On this side of the House, we have said many times that the Select Committee’s report noted that meeting the minimum NATO spending targets does not mean that defence is adequately resourced. That is very clearly the case under this Government and previous ones. Their sums do not add up, and we believe that their decisions have been highly detrimental to the armed forces and to this country’s conventional capabilities.

In his opening statement, the right hon. Member for New Forest East said that there had been no jiggery-pokery by the MOD, but I am sure he would agree that there is, indeed, a strong whiff of jiggery-pokery in reaching the 2% target. The Government have had to rely on childish tricks, including conflating international development and defence spending, to reach this target. They have ignored numerous requests from the Committee to come clean and to explain where that money has been re-accounted for.

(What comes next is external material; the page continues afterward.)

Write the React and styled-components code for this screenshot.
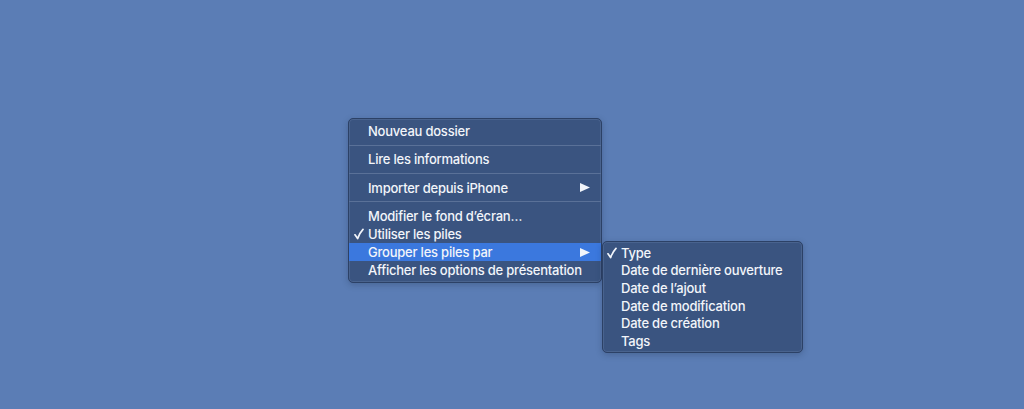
import React from "react";
import styled, { createGlobalStyle } from "styled-components";

const GlobalStyle = createGlobalStyle`
	html, body {
		margin: 0;
		padding: 0;
		background: #5b7db5;
	}
	body {
		font-family: Inter, "Liberation Sans", sans-serif;
	}
`;

const mainItems = [
	{ label: "Nouveau dossier" },
	{ sep: true },
	{ label: "Lire les informations" },
	{ sep: true },
	{ label: "Importer depuis iPhone", sub: true },
	{ sep: true },
	{ label: "Modifier le fond d’écran…" },
	{ label: "Utiliser les piles", checked: true },
	{ label: "Grouper les piles par", sub: true, active: true },
	{ label: "Afficher les options de présentation" },
];

const subItems = [
	{ label: "Type", checked: true },
	{ label: "Date de dernière ouverture" },
	{ label: "Date de l’ajout" },
	{ label: "Date de modification" },
	{ label: "Date de création" },
	{ label: "Tags" },
];

function Arrow() {
	return (
		<ArrowIcon width="10" height="9" viewBox="0 0 10 9">
			<path d="M0 0 L10 4.5 L0 9 Z" fill="#f2f5fa" />
		</ArrowIcon>
	);
}

function CheckMark() {
	return (
		<svg width="10" height="12" viewBox="0 0 10 12">
			<path
				d="M1 6.8 L3.6 10.6 Q5.6 5 9 1.4"
				fill="none"
				stroke="#f2f5fa"
				strokeWidth="1.7"
				strokeLinecap="round"
				strokeLinejoin="round"
			/>
		</svg>
	);
}

function App() {
	return (
		<Desktop>
			<GlobalStyle />
			<Menu>
				{mainItems.map((item, i) =>
					item.sep ? (
						<Separator key={i} />
					) : (
						<Item key={i} active={item.active}>
							<Check>{item.checked && <CheckMark />}</Check>
							<Label>{item.label}</Label>
							{item.sub && <Arrow />}
						</Item>
					)
				)}
				<SubMenu>
					{subItems.map((item, i) => (
						<SubItem key={i}>
							<Check>{item.checked && <CheckMark />}</Check>
							<Label>{item.label}</Label>
						</SubItem>
					))}
				</SubMenu>
			</Menu>
		</Desktop>
	);
}

export default App;

const Desktop = styled.div`
	position: relative;
	width: 1024px;
	height: 409px;
	background: #5b7db5;
	overflow: hidden;
`;

const Panel = styled.div`
	position: absolute;
	box-sizing: border-box;
	background: #3a5480;
	border: 1px solid #2c4166;
	border-radius: 5px;
	box-shadow: inset 0 0 0 1px rgba(120, 145, 185, 0.25),
		0 2px 6px rgba(20, 35, 60, 0.25);
	color: #f2f5fa;
	font-size: 13px;
`;

const Menu = styled(Panel)`
	left: 348px;
	top: 118px;
	width: 254px;
	height: 165px;
	padding: 3px 0 4px;
`;

const SubMenu = styled(Panel)`
	left: 253px;
	top: 122px;
	width: 201px;
	height: 112px;
	padding: 2px 0 3px;
`;

const Item = styled.div`
	display: flex;
	align-items: center;
	height: 18px;
	padding: 0 11px 0 5px;
	background: ${(p) => (p.active ? "#3b78de" : "transparent")};
`;

const SubItem = styled(Item)`
	height: 17.6px;
	padding-left: 4px;
`;

const Check = styled.span`
	display: flex;
	align-items: center;
	width: 14px;
	height: 18px;
`;

const Label = styled.span`
	flex: 1;
	white-space: nowrap;
	font-weight: 500;
	letter-spacing: -0.22px;
`;

const ArrowIcon = styled.svg`
	display: block;
`;

const Separator = styled.div`
	height: 10.4px;
	display: flex;
	align-items: center;

	&::after {
		content: "";
		flex: 1;
		height: 1px;
		background: #5a7198;
	}
`;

In conclusion, this debate has shown that the 2% figure is pretty meaningless; it is a totem and is merely symbolic. The debate is now about what we should be doing with the real money we have, rather than posturing with percentages. It is about the amount of money we have and what we do with it, not whether it is 1%, 2%, 3% or—in the opinion of the hon. Member for North Wiltshire—4%. We can do better if we allocate it properly, which means allocating it to our conventional defences and not pouring it down the black hole that is Trident.